Il sionismo è come il Risorgimento italiano
Brani di un’intervista di Aldo Torchiaro al filosofo e semiologo Ugo Volli pubblicata su Il Riformista. Qui il testo integrale.
« Il terrorismo islamico piace alla sinistra (non solo quella più estrema purtroppo) perché sfida la civiltà occidentale, si oppone al capitalismo, al liberalismo economico, alla democrazia politica, all’America: perché è ‘rivoluzionario’. All’inverso, come diceva Spadolini, «la civiltà occidentale si difende sotto le mura di Gerusalemme».
«Il sistema dei media ha abbandonato da tempo la missione di informare il proprio pubblico, di riferire i fatti, belli o brutti che siano. Cerca invece di educarlo alle “idee giuste” secondo un modello sovietico o fascista, che ormai è quasi totalitario anche in Europa e negli Usa. Questo totalitarismo pedagogico è in larghissima parte di sinistra, quindi purtroppo nemico di Israele. È difficilissimo spiegare sui giornali o in TV anche le cose più elementari, come il fatto che Israele agisce per autodifesa contro un nemico che non è “il popolo palestinese” ma i terroristi armati e diretti dall’Iran; che ha fatto sforzi mai compiuti da altri per salvaguardare la popolazione civile, che non vi è nessun genocidio a Gaza, che anche ammettendo le cifre montate della propaganda di Hamas, 40 mila morti in un anno sarebbero l’1% della popolazione, molto meno dei costi di guerre come il Vietnam o l’Ucraina».
«Ho fiducia nelle forze dell’ordine. Francamente meno nella magistratura, che sta agevolando l’importazione in Italia di persone che finiranno con essere la base sociale del terrorismo, se non i suoi operativi. Sarei meno sicuro se dovessi ancora lavorare nella mia università, dove agli estremisti di sinistra dei centri sociali è concesso di impedire l’accesso, la parola e il pensiero di tutti coloro che non la pensano come loro».
«Israele nasce per realizzare il diritto del popolo ebraico a uno stato nazionale. Ha l’obbligo, come tutti gli stati, di difendere il suo popolo: è un fastidio solo per chi li vuole di nuovo sterminare. L’Europa non si è quasi accorta di Auschwitz prima del processo Eichmann, nel ‘61».

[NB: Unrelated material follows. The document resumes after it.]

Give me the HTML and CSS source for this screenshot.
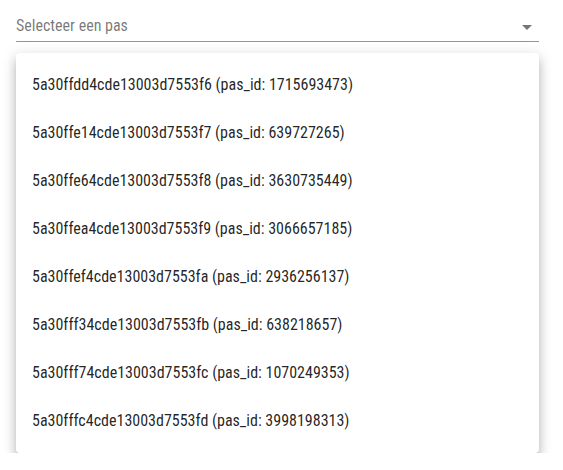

«L’antisionismo è l’antisemitismo di oggi. Dopo quello religioso, economico, razziale, da settant’anni si è diffuso un antisemitismo statale, l’antisionismo. Il sionismo è il patriottismo del popolo ebraico, un movimento analogo al Risorgimento italiano. Chi nega al popolo ebraico il diritto alla sua espressione nazionale, non lo fa perché non gli piace il movimento, ma perché non vuole che gli ebrei siano liberi e sicuri».
«I nostri nonni e bisnonni si illudevano di poter essere cittadini come gli altri, solo con un’altra religione. Le leggi razziste e poi la Shoah li hanno duramente delusi. La mia generazione si è illusa che il problema fossero solo le dittature fasciste, dunque che fosse sparito. Il presente mostra che l’accettazione degli ebrei è di nuovo assai precaria, soprattutto a sinistra. La differenza oggi è che se qualcuno cercasse di nuovo di sterminarci, avremmo una difesa nello stato di Israele. È questa è la ragione vera per cui tanti lo odiano: non solo è l’ebreo degli stati, ma lo stato capace di difendere gli ebrei».
«Il sionismo maggioritario era socialista. Dal ‘48 alla crisi economica degli anni ‘90 Israele è stato il solo stato democratico davvero socialista. I kibbutz, istituzioni collettiviste, erano la spina dorsale politica e sociale, non solo economica dello stato. Ma l’appoggio della sinistra cadde quando Stalin si accorse che Israele non era disposto a entrare nel suo blocco, voleva essere libero. Dal 1956 il PCUS cambiò cavallo e si mise ad appoggiare contro Israele i regimi arabi più infami e reazionari, dall’Egitto alla Siria. Tutta la sinistra si allineò e ha mantenuto questo orientamento. L’invenzione di un popolo “palestinese” (che non c’era, fino a quegli anni si definivano siriani meridionali o immigrati arabi o egiziani) avviene a Mosca negli anni ‘60. Per fare solo un esempio, il presidente dell’Autorità Palestinese Abu Mazen si forma all’università per stranieri di Mosca e si laurea lì con una tesi negazionista della Shoah».
«La premessa di ogni soluzione è che Israele vinca e che avvenga un cambiamento di regime in Iran, liberando le donne e i giovani dall’orrida dittatura clericale degli ayatollah. Così potranno svilupparsi di nuovo quegli accordi di Abramo che i terroristi hanno cercato di distruggere».